Ja to mam naturę zrywowca Albo nic, albo 3 doby bez snu
maslinka napisał(a):Z tego co pamiętam, jak mnie uczyli na studiach (a pamiętam "jak przez mgłę" ) to język węgierski jest taki inny od pozostałych języków europejskich, bo nie pochodzi z rodziny indoeuropejskiej (jak wszystkie języki słowiańskie, germańskie, romańskie itd.).
Pochodzi z rodziny uralskiej i jest blisko spokrewniony z językiem fińskim.

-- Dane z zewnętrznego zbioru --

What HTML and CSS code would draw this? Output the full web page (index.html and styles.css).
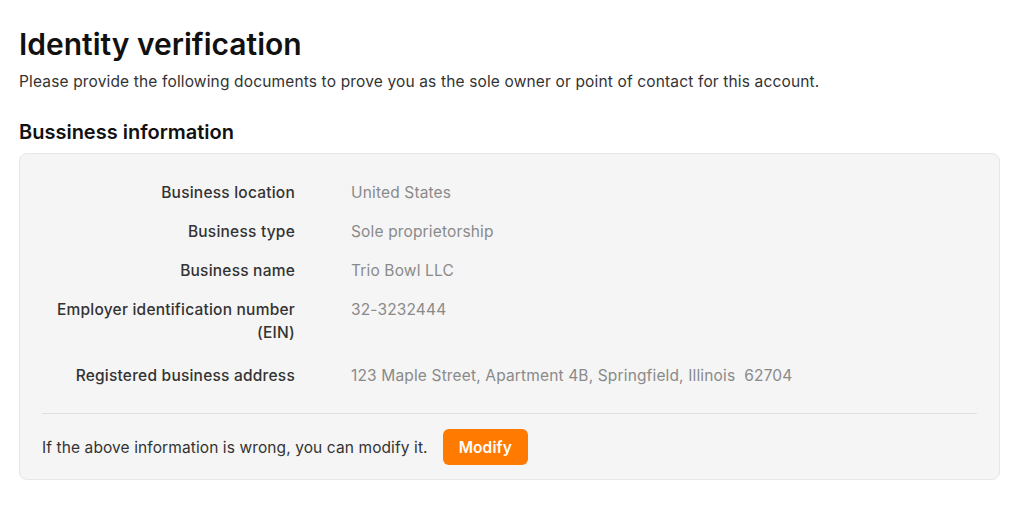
FILE: index.html
```html
<!DOCTYPE html>
<html lang="en">
<head>
    <meta charset="UTF-8">
    <meta name="viewport" content="width=device-width, initial-scale=1.0">
    <title>Identity verification</title>
    <link rel="stylesheet" href="styles.css">
</head>
<body>
    <div class="page">
        <h1 class="title">Identity verification</h1>
        <p class="subtitle">Please provide the following documents to prove you as the sole owner or point of contact for this account.</p>

        <h2 class="section-title">Bussiness information</h2>
        <div class="card">
            <div class="info">
                <div class="label">Business location</div>
                <div class="value">United States</div>

                <div class="label">Business type</div>
                <div class="value">Sole proprietorship</div>

                <div class="label">Business name</div>
                <div class="value">Trio Bowl LLC</div>

                <div class="label">Employer identification number (EIN)</div>
                <div class="value">32-3232444</div>

                <div class="label last">Registered business address</div>
                <div class="value last">123 Maple Street, Apartment 4B, Springfield, Illinois&nbsp; 62704</div>
            </div>
            <div class="footer">
                <span>If the above information is wrong, you can modify it.</span>
                <button class="button">Modify</button>
            </div>
        </div>
    </div>
</body>
</html>
```

FILE: styles.css
```css
body {
    margin: 0;
    background-color: #ffffff;
    font-family: Inter, 'Noto Sans', sans-serif;
    color: #333;
}

.page {
    padding: 26px 24px 0 19px;
}

.title {
    margin: 0;
    font-size: 30px;
    font-weight: 600;
    line-height: 36px;
    color: #111;
}

.subtitle {
    margin: 9px 0 0;
    font-size: 15.5px;
    letter-spacing: 0.15px;
    line-height: 22px;
    color: #333;
}

.section-title {
    margin: 27px 0 0;
    font-size: 20px;
    font-weight: 600;
    line-height: 24px;
    color: #111;
}

.card {
    margin-top: 9px;
    background-color: #f5f5f5;
    border: 1px solid #e6e6e6;
    border-radius: 8px;
    padding: 27px 22px 14px 22px;
}

.info {
    display: grid;
    grid-template-columns: 253px 1fr;
    column-gap: 56px;
    row-gap: 16px;
    font-size: 15.5px;
    letter-spacing: 0.15px;
    line-height: 23px;
    padding-bottom: 26px;
    border-bottom: 1px solid #e0e0e0;
}

.label {
    text-align: right;
    font-weight: 500;
    letter-spacing: 0.22px;
    color: #333;
}

.value {
    color: #8a8a8a;
}

.label.last,
.value.last {
    margin-top: 4px;
}

.footer {
    display: flex;
    align-items: center;
    gap: 15px;
    margin-top: 15px;
    font-size: 15.5px;
    letter-spacing: 0.1px;
    color: #333;
}

.button {
    background-color: #ff7a00;
    color: #fff;
    border: none;
    border-radius: 6px;
    height: 36px;
    padding: 0 16px;
    font-family: inherit;
    font-size: 15.5px;
    letter-spacing: 0.1px;
    font-weight: 600;
    cursor: pointer;
}
```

weldon napisał(a):maslinka napisał(a):Ja na szczęście zawsze trafiałam na symbole obrazkowe
Też bym tak chciał. Na przykład te są ładne:
Lidia K napisał(a):Co do tekstu poprzedniego mojego postu - fakt był dłuższy. Nie na temat Twojej relacji i dlatego skróciłam go. Szczegóły naszego ostatniego pobytu z pewnością się wkrótce pojawią.
felder*eagles napisał(a):Witaj, maslinko. Dopiero teraz trafiłem na Twoją relację, więc zadaję pytanie trochę o przeszłość. Jako że Priżba jest na mojej krótkiej liście miejsc na przyszły rok, proszę objaśnij mi charakter tej miejscowości. Czy tam cicho czy disco, tłumnie czy pustawo, plaża żwirkowa przyjazna dzieciom czy beton i głębiny?
BTW Jak zauważyłaś na szosie nornicę? Toto jest mniejsze od myszy, duża sztuka nie tylko zauważyć ale i celnie zidentyfikować .
Pozdrowienia
Marek
maslinka napisał(a):Węgrzy nie są więc w Europie "osamotnieni" w swej językowej "inności".